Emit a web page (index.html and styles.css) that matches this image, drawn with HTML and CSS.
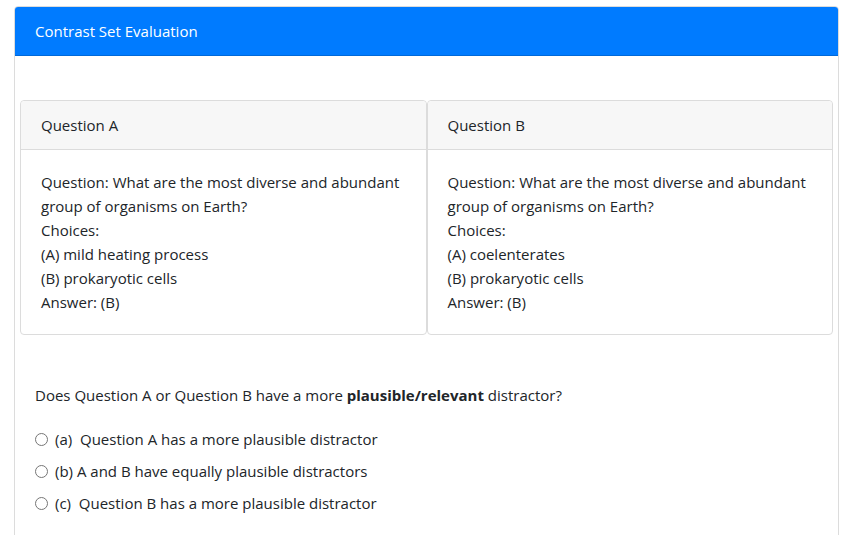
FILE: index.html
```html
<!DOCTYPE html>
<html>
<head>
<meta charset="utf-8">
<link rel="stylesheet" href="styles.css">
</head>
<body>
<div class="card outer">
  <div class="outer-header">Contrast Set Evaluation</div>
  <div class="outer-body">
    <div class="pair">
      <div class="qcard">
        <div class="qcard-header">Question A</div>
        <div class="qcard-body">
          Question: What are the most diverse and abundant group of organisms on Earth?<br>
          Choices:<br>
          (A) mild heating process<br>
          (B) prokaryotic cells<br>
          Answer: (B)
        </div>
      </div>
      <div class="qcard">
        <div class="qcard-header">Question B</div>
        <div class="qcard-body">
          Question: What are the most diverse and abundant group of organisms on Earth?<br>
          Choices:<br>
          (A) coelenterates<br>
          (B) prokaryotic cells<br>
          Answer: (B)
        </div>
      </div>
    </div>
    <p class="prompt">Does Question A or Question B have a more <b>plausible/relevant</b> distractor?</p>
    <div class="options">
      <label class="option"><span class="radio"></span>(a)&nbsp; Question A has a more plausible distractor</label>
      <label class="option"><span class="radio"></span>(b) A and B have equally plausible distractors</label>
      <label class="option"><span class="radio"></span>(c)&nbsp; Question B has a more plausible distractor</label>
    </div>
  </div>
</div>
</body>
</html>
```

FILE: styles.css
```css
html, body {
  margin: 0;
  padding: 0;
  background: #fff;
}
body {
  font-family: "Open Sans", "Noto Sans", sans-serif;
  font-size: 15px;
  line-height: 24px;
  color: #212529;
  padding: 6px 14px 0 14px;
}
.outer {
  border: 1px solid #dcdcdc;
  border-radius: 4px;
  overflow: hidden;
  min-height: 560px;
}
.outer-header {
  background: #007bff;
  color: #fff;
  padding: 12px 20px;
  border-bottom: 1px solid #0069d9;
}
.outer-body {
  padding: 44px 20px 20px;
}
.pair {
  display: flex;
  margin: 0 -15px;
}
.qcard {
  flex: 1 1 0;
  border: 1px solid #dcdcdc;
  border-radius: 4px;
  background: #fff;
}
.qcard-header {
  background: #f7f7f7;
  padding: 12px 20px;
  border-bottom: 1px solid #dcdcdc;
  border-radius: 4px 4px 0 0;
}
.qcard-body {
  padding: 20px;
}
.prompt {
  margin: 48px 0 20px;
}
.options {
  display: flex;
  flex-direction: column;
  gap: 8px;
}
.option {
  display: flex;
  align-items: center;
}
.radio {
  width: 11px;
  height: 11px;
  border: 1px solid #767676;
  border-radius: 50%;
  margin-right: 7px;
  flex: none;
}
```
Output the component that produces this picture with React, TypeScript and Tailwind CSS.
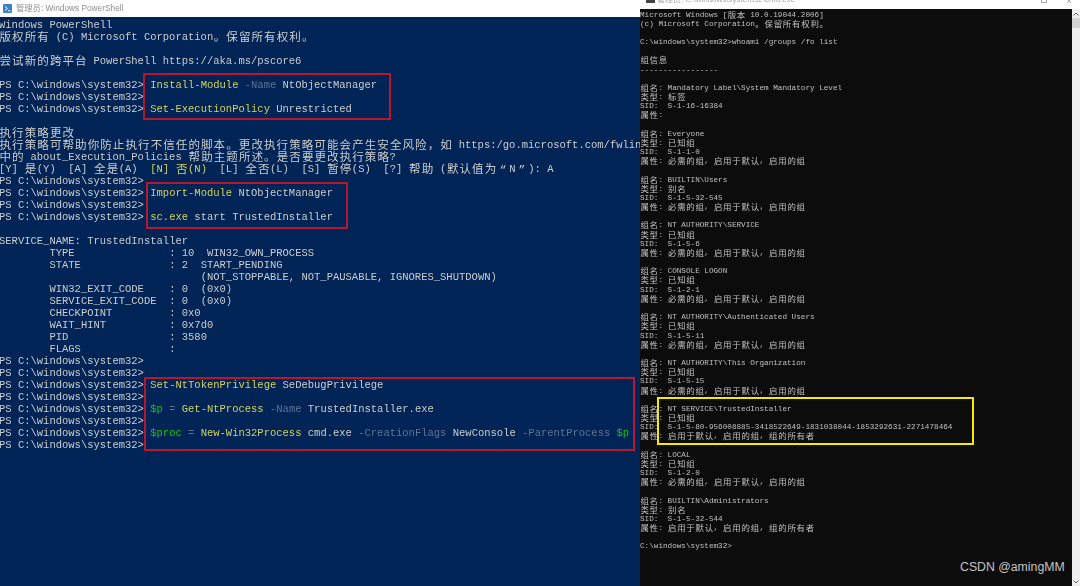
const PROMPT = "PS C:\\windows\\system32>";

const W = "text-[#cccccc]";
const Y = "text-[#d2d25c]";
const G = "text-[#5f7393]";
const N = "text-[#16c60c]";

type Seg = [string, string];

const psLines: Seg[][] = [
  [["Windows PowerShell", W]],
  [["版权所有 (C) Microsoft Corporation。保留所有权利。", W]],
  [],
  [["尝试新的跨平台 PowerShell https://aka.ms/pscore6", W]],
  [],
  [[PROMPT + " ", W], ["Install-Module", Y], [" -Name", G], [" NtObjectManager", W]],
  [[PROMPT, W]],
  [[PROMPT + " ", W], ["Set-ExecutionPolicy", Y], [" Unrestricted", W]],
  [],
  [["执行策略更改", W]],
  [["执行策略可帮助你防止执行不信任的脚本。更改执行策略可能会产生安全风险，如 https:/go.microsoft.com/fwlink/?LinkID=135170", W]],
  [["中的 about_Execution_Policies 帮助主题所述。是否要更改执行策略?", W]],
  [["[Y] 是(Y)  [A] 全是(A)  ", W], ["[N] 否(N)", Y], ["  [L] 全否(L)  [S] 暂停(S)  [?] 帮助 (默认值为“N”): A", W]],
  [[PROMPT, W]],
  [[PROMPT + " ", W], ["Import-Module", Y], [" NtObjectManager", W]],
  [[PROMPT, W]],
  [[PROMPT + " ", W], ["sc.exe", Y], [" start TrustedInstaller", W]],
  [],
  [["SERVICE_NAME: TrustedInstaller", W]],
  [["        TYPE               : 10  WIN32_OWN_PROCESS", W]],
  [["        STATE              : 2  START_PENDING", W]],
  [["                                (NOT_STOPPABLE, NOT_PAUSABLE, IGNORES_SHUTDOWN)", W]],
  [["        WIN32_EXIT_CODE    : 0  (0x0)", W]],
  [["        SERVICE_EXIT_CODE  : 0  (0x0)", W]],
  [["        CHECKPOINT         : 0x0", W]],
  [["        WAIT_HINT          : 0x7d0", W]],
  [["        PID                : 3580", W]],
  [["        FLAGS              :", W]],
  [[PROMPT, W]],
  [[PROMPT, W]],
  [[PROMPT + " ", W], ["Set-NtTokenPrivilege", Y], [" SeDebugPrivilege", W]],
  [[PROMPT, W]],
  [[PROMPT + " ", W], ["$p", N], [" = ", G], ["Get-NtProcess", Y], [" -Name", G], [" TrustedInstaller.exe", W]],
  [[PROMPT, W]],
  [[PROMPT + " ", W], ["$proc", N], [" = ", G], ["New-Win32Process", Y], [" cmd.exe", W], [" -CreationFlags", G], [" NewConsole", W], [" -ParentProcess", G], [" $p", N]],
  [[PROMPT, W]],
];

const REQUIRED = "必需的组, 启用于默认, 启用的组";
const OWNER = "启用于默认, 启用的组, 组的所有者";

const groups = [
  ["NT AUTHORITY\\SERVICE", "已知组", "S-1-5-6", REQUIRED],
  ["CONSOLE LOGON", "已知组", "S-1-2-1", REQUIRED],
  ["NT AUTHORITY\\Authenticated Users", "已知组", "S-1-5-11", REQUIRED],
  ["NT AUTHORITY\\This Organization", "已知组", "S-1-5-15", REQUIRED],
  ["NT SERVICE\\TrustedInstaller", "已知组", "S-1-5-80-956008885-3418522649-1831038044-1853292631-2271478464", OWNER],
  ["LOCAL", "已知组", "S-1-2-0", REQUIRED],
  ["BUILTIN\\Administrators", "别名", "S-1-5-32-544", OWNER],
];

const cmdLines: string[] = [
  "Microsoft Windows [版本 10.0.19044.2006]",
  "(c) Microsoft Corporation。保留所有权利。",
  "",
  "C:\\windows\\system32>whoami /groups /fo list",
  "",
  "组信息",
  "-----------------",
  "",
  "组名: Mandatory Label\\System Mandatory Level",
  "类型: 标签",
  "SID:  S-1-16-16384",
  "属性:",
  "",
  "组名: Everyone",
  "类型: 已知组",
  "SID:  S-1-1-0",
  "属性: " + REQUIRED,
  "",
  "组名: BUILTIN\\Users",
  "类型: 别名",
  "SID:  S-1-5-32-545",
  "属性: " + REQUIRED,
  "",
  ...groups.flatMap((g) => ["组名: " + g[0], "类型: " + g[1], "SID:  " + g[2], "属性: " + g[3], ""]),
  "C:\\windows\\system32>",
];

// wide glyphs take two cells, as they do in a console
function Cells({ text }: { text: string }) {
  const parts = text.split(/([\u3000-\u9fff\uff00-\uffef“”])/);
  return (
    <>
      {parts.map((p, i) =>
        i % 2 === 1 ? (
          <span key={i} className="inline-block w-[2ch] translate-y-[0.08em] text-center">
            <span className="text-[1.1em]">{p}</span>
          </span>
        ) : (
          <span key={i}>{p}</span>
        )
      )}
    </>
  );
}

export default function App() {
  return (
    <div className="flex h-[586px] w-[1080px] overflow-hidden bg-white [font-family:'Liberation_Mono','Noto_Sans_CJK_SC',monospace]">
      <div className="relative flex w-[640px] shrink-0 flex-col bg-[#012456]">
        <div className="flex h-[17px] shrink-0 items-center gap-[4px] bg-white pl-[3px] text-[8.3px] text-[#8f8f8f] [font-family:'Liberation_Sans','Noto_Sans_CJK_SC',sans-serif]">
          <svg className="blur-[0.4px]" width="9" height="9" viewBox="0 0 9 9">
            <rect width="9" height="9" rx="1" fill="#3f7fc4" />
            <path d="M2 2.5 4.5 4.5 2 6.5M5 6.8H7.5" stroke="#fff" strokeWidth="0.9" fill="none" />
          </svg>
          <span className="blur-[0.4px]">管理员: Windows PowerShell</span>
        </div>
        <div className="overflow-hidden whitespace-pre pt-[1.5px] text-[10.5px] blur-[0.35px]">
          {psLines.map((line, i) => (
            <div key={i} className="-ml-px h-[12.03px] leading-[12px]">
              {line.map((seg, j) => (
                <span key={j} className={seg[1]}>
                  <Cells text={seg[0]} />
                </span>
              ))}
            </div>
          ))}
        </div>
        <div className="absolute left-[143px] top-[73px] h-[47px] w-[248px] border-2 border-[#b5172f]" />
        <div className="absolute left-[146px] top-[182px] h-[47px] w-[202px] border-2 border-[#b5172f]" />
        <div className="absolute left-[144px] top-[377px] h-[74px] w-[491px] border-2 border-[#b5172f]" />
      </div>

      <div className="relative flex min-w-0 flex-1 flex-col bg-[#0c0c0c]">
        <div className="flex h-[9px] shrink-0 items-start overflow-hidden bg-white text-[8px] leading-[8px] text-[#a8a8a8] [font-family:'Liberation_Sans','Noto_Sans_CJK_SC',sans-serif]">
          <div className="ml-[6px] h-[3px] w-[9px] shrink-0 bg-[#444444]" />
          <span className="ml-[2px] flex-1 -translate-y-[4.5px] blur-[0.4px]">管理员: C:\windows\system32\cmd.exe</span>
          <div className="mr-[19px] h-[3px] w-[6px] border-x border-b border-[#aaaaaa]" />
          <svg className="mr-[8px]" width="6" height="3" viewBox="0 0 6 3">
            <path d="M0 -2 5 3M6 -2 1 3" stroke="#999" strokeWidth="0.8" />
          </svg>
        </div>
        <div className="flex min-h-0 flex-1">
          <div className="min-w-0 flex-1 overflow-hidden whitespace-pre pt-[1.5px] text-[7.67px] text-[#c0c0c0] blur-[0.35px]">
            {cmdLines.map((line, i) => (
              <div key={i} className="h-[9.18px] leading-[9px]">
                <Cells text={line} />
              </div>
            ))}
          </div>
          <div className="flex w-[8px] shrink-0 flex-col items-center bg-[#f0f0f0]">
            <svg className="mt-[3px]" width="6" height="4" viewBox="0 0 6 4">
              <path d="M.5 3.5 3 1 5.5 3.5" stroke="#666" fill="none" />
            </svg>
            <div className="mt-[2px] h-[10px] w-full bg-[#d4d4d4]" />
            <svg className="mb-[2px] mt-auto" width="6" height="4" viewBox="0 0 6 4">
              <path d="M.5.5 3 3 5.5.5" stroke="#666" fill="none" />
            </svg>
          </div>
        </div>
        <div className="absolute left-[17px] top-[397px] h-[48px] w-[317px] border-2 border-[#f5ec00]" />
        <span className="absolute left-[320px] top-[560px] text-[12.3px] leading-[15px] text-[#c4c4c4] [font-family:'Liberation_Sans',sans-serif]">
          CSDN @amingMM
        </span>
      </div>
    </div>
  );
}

━━━━

WHAT YOU WILL DO - Your task is to transcribe exactly the lines starting at the line that contains "Output the component" and ending at the line that contains "type Seg = [string, string];", both included. Leave out the pictures.

THE RESULT -
Output the component that produces this picture with React, TypeScript and Tailwind CSS.
const PROMPT = "PS C:\\windows\\system32>";

const W = "text-[#cccccc]";
const Y = "text-[#d2d25c]";
const G = "text-[#5f7393]";
const N = "text-[#16c60c]";

type Seg = [string, string];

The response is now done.